> [The exercise]: Take from the listing each line that has the string "with".
○ ○ ○ ○ ○ ○ ○
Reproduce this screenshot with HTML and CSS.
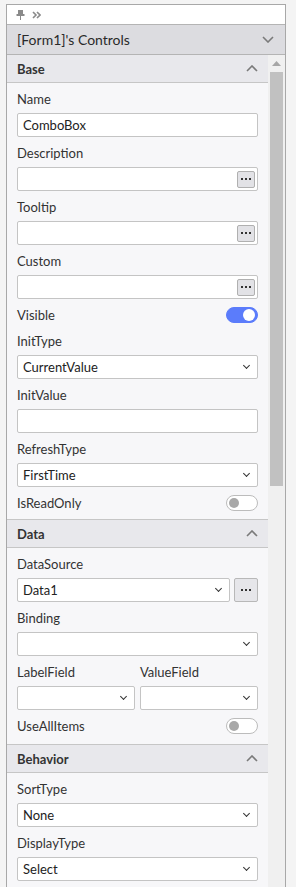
FILE: index.html
```html
<!DOCTYPE html>
<html lang="en">

<head>
    <title>Controls</title>
    <meta charset="UTF-8">
    <link rel="stylesheet" href="styles.css">
</head>

<body>
    <div class="pp-panel">
        <div class="pp-toolbar">
            <svg class="pp-pin" width="9" height="10" viewBox="0 0 9 10">
                <rect x="2" y="0" width="5" height="4" fill="#8a8a8a" />
                <rect x="0.5" y="4" width="8" height="2" fill="#8a8a8a" />
                <rect x="4" y="6" width="1" height="4" fill="#8a8a8a" />
            </svg>
            <svg class="pp-expand" width="9" height="8" viewBox="0 0 9 8">
                <path d="M1 1 L4 4 L1 7 M5 1 L8 4 L5 7" fill="none" stroke="#8a8a8a" stroke-width="1.6" />
            </svg>
        </div>
        <div class="pp-title">
            <span>[Form1]'s Controls</span>
            <svg width="12" height="7" viewBox="0 0 12 7">
                <path d="M1 1 L6 6 L11 1" fill="none" stroke="#7a7a7a" stroke-width="1.6" />
            </svg>
        </div>
        <div class="pp-body">
            <div class="pp-scroll">
                <div class="pp-section">
                    <div class="pp-section-head">
                        <span>Base</span>
                        <svg width="12" height="7" viewBox="0 0 12 7">
                            <path d="M1 6 L6 1 L11 6" fill="none" stroke="#7a7a7a" stroke-width="1.6" />
                        </svg>
                    </div>
                    <div class="pp-section-body">
                        <div class="pp-field">
                            <label>Name</label>
                            <div class="pp-input">ComboBox</div>
                        </div>
                        <div class="pp-field">
                            <label>Description</label>
                            <div class="pp-input"><span class="pp-dots"><i></i><i></i><i></i></span></div>
                        </div>
                        <div class="pp-field">
                            <label>Tooltip</label>
                            <div class="pp-input"><span class="pp-dots"><i></i><i></i><i></i></span></div>
                        </div>
                        <div class="pp-field">
                            <label>Custom</label>
                            <div class="pp-input"><span class="pp-dots"><i></i><i></i><i></i></span></div>
                        </div>
                        <div class="pp-toggle-row">
                            <label>Visible</label>
                            <span class="pp-toggle on"></span>
                        </div>
                        <div class="pp-field">
                            <label>InitType</label>
                            <div class="pp-input pp-select">CurrentValue</div>
                        </div>
                        <div class="pp-field">
                            <label>InitValue</label>
                            <div class="pp-input"></div>
                        </div>
                        <div class="pp-field">
                            <label>RefreshType</label>
                            <div class="pp-input pp-select">FirstTime</div>
                        </div>
                        <div class="pp-toggle-row">
                            <label>IsReadOnly</label>
                            <span class="pp-toggle"></span>
                        </div>
                    </div>
                </div>

                <div class="pp-section">
                    <div class="pp-section-head">
                        <span>Data</span>
                        <svg width="12" height="7" viewBox="0 0 12 7">
                            <path d="M1 6 L6 1 L11 6" fill="none" stroke="#7a7a7a" stroke-width="1.6" />
                        </svg>
                    </div>
                    <div class="pp-section-body pp-data">
                        <div class="pp-field">
                            <label>DataSource</label>
                            <div class="pp-with-btn">
                                <div class="pp-input pp-select">Data1</div>
                                <span class="pp-dots pp-btn"><i></i><i></i><i></i></span>
                            </div>
                        </div>
                        <div class="pp-field">
                            <label>Binding</label>
                            <div class="pp-input pp-select"></div>
                        </div>
                        <div class="pp-pair">
                            <div class="pp-field">
                                <label>LabelField</label>
                                <div class="pp-input pp-select"></div>
                            </div>
                            <div class="pp-field">
                                <label>ValueField</label>
                                <div class="pp-input pp-select"></div>
                            </div>
                        </div>
                        <div class="pp-toggle-row">
                            <label>UseAllItems</label>
                            <span class="pp-toggle"></span>
                        </div>
                    </div>
                </div>

                <div class="pp-section">
                    <div class="pp-section-head">
                        <span>Behavior</span>
                        <svg width="12" height="7" viewBox="0 0 12 7">
                            <path d="M1 6 L6 1 L11 6" fill="none" stroke="#7a7a7a" stroke-width="1.6" />
                        </svg>
                    </div>
                    <div class="pp-section-body">
                        <div class="pp-field">
                            <label>SortType</label>
                            <div class="pp-input pp-select">None</div>
                        </div>
                        <div class="pp-field">
                            <label>DisplayType</label>
                            <div class="pp-input pp-select">Select</div>
                        </div>
                    </div>
                </div>
            </div>
            <div class="pp-scrollbar">
                <svg class="pp-arrow" width="9" height="5" viewBox="0 0 9 5">
                    <path d="M0 5 L4.5 0 L9 5 Z" fill="#a6a6a6" />
                </svg>
                <div class="pp-thumb"></div>
            </div>
        </div>
    </div>
</body>

</html>
```

FILE: styles.css
```css
* {
    box-sizing: border-box;
    font-family: 'Lato', 'Noto Sans', sans-serif;
}

body {
    margin: 0;
    background-color: #f4f4f4;
    color: #333333;
    font-size: 13px;
    overflow: hidden;
}

.pp-panel {
    margin: 4px 0 0 6px;
    width: 280px;
    height: 883px;
    border: 1px solid #a8a8a8;
    border-bottom: none;
    display: flex;
    flex-direction: column;
    background-color: #ffffff;
}

.pp-toolbar {
    height: 20px;
    flex-shrink: 0;
    border-bottom: 1px solid #b4b4b4;
    display: flex;
    align-items: center;
    padding-left: 9px;
    gap: 7px;
}

.pp-title {
    height: 30px;
    flex-shrink: 0;
    background-color: #dcdce0;
    border-bottom: 1px solid #b4b4b4;
    display: flex;
    align-items: center;
    justify-content: space-between;
    padding: 0 11px 0 10px;
    font-size: 14px;
    color: #2a2a2a;
}

.pp-body {
    flex: 1;
    display: flex;
    min-height: 0;
}

.pp-scroll {
    flex: 1;
    overflow: hidden;
    background-color: #f7f7f9;
}

.pp-scrollbar {
    width: 17px;
    background-color: #f0f0f0;
    display: flex;
    flex-direction: column;
    align-items: center;
    padding-top: 6px;
}

.pp-arrow {
    margin-bottom: 6px;
}

.pp-thumb {
    width: 13px;
    height: 414px;
    background-color: #c1c1c1;
}

.pp-section-head {
    height: 29px;
    background-color: #e8e8ec;
    border-top: 1px solid #c6c6c6;
    border-bottom: 1px solid #c6c6c6;
    display: flex;
    align-items: center;
    justify-content: space-between;
    padding: 0 10px;
    font-weight: bold;
    font-size: 13px;
}

.pp-section:first-child .pp-section-head {
    height: 28px;
    border-top: none;
}

.pp-section-body {
    padding: 6px 10px 6px;
    display: flex;
    flex-direction: column;
    gap: 6px;
}

.pp-section-body.pp-data {
    padding-bottom: 8px;
}

.pp-field {
    display: flex;
    flex-direction: column;
    gap: 4px;
}

.pp-field label,
.pp-toggle-row label {
    height: 20px;
    line-height: 20px;
}

.pp-input {
    height: 24px;
    background-color: #ffffff;
    border: 1px solid #c4c4c4;
    border-radius: 2px;
    padding: 0 2px 0 5px;
    display: flex;
    align-items: center;
    justify-content: space-between;
    color: #222222;
}

.pp-dots {
    margin-left: auto;
    width: 18px;
    height: 17px;
    border: 1px solid #b0b0b0;
    border-radius: 2px;
    background-color: #e2e2e6;
    display: flex;
    align-items: center;
    justify-content: center;
    gap: 2px;
}

.pp-dots i {
    width: 2px;
    height: 2px;
    background-color: #333333;
}

.pp-select {
    padding-right: 8px;
}

.pp-select:after {
    content: "";
    margin-left: auto;
    width: 4px;
    height: 4px;
    border-right: 1.6px solid #333;
    border-bottom: 1.6px solid #333;
    transform: translateY(-2px) rotate(45deg);
}

.pp-with-btn {
    display: flex;
    gap: 4px;
}

.pp-with-btn .pp-input {
    flex: 1;
}

.pp-dots.pp-btn {
    width: 24px;
    height: 24px;
    border-color: #b8b8b8;
    background-color: #e6e6ea;
}

.pp-pair {
    display: flex;
    gap: 5px;
}

.pp-pair .pp-field {
    flex: 1;
}

.pp-toggle-row {
    height: 20px;
    display: flex;
    align-items: center;
    justify-content: space-between;
}

.pp-toggle {
    width: 32px;
    height: 16px;
    border-radius: 8px;
    border: 1px solid #bcbcbc;
    background-color: #ffffff;
    display: flex;
    align-items: center;
    padding: 0 2px;
}

.pp-toggle:after {
    content: "";
    width: 10px;
    height: 10px;
    border-radius: 50%;
    background-color: #a8a8a8;
}

.pp-toggle.on {
    background-color: #5b7cfb;
    border-color: #5b7cfb;
    justify-content: flex-end;
}

.pp-toggle.on:after {
    width: 12px;
    height: 12px;
    background-color: #ffffff;
}
```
○ ○ ○ ○ ○ ○ ○
> [Task result]:
Reproduce this screenshot with HTML and CSS.
                            <div class="pp-with-btn">
.pp-with-btn {
.pp-with-btn .pp-input {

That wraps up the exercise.